Marie Paneth, Rock the Cradle (2nd Generation Publishing, 2020).

Under Paneth’s guidance the girls studied the basics of science, history, geography and art. There were regular visits to London’s galleries and museums. The National History Museum, which was at the time closed to the public, arranged special private tours with the curators.
The girls all wrote frantically. They kept diaries and wrote poetry. Paneth’s account of the period shows how they reacted to differently to the male members of the Boys and processed their trauma in alternative ways.

Paneth includes this poem written by one of the girls in her book, Rock the Cradle (2nd Generation Publishing, 2020):

You smile at me,
Because now,
Empty and white as you still are,
As sheets
It is easy for you to smile.
Wait until
My writing shall make you dark.
How sad my writing makes everything look.

Two of the girls attended the local secondary school and they spent the summer at Thaxted Farm.

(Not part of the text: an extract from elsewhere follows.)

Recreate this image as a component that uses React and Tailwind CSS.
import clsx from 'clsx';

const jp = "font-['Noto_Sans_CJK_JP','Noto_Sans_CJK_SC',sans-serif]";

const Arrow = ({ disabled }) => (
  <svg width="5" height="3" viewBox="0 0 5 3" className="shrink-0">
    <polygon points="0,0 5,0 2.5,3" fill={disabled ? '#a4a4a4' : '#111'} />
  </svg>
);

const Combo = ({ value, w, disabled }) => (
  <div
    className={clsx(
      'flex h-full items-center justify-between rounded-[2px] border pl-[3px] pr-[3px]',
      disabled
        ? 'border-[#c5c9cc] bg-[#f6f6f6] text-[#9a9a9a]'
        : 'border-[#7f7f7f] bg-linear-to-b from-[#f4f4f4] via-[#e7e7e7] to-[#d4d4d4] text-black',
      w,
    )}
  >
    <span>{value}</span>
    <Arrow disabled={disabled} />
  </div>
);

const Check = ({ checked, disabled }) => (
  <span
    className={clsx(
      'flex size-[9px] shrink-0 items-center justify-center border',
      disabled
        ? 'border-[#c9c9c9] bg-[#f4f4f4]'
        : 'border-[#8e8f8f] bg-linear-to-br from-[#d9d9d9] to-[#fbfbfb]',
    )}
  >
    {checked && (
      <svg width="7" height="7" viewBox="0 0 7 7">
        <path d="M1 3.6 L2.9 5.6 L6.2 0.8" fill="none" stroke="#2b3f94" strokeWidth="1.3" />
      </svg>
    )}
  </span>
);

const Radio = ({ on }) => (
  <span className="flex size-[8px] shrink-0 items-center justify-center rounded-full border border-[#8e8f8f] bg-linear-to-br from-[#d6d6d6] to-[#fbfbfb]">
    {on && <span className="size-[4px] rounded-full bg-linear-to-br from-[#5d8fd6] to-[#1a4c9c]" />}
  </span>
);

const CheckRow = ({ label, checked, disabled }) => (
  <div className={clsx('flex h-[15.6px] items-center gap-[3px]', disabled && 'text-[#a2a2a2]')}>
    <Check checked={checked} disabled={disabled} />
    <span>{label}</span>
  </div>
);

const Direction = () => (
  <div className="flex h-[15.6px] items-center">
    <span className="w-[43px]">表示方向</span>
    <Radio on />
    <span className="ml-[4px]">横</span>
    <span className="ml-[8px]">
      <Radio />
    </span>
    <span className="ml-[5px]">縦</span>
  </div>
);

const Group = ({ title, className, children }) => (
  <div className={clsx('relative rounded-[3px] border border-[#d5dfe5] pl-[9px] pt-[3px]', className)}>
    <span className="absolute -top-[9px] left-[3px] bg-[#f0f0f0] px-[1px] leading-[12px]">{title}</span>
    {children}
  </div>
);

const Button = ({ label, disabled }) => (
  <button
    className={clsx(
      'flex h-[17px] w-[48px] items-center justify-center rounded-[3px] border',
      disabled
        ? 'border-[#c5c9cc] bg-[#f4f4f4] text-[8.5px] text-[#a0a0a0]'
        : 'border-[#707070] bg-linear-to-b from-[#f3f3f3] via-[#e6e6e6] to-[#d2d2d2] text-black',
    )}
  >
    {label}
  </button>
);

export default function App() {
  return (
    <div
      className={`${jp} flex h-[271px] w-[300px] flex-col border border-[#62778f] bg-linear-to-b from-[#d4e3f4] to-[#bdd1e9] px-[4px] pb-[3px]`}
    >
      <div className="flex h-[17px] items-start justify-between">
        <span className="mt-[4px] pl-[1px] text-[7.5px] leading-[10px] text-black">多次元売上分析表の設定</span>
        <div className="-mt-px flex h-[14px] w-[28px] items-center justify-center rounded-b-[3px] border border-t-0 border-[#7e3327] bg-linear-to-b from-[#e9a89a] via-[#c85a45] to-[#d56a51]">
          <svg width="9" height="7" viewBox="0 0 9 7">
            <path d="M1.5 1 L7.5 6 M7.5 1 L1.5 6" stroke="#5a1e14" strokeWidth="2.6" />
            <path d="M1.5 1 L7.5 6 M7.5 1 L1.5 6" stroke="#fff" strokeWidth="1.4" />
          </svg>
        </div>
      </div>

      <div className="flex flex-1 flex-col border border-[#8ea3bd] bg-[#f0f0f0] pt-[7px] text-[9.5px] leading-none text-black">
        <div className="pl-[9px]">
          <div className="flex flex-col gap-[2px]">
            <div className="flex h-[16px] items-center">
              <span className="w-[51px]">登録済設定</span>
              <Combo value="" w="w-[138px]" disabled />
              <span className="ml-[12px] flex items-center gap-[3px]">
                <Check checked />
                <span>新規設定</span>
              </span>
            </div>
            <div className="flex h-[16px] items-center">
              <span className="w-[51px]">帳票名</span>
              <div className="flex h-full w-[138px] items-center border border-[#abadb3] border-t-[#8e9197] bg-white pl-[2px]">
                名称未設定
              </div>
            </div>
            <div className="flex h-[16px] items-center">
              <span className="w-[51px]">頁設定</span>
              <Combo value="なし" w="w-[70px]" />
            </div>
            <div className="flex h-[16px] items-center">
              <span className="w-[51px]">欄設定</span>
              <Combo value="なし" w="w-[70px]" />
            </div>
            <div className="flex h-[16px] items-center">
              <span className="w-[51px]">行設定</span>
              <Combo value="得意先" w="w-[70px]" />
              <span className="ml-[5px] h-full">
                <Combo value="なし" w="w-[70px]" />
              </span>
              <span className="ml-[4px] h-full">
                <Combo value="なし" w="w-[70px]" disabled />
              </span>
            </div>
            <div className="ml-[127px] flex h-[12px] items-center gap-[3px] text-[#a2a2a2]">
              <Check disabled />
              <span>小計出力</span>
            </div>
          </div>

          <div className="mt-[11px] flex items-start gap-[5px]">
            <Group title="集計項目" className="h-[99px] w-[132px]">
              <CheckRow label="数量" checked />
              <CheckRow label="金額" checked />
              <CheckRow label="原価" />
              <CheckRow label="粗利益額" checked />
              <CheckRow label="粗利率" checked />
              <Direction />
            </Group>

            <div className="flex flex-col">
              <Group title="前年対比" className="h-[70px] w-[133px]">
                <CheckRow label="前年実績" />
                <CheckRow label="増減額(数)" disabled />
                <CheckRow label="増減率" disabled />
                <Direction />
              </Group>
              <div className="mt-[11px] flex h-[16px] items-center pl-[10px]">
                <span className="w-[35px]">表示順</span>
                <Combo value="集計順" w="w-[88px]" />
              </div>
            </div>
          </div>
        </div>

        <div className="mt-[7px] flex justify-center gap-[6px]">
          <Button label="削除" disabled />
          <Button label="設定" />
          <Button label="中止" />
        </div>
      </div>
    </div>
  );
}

At the time that the Boys were in Hackney, the borough had the highest density Jewish community in the country. A number of other members of the Boys stayed at the hostel, which also housed the girls from the fifth group of the Boys who arrived in 1948.

The Staff

The wardens were Mr Margulies and Mrs Margulies. Also on the staff were: Hannah Pelig and Miriam Salzberg, who had previously been at Great Chesterford. Marie Paneth was the teacher. Celia Rose Eisenberg, a social worker for the Committee for the Care of the Concentration Camp Children and gave English lessons. Mrs Mudhoff-Harris and Susi Phiebig were also members of staff.

Today, Cazenove Road is the heart of the ultra Orthodox community and there are many synagogues, schools and Jewish residences. The street is also home to many ethnic minorities and a mosque, reflecting the diversity of Hackney.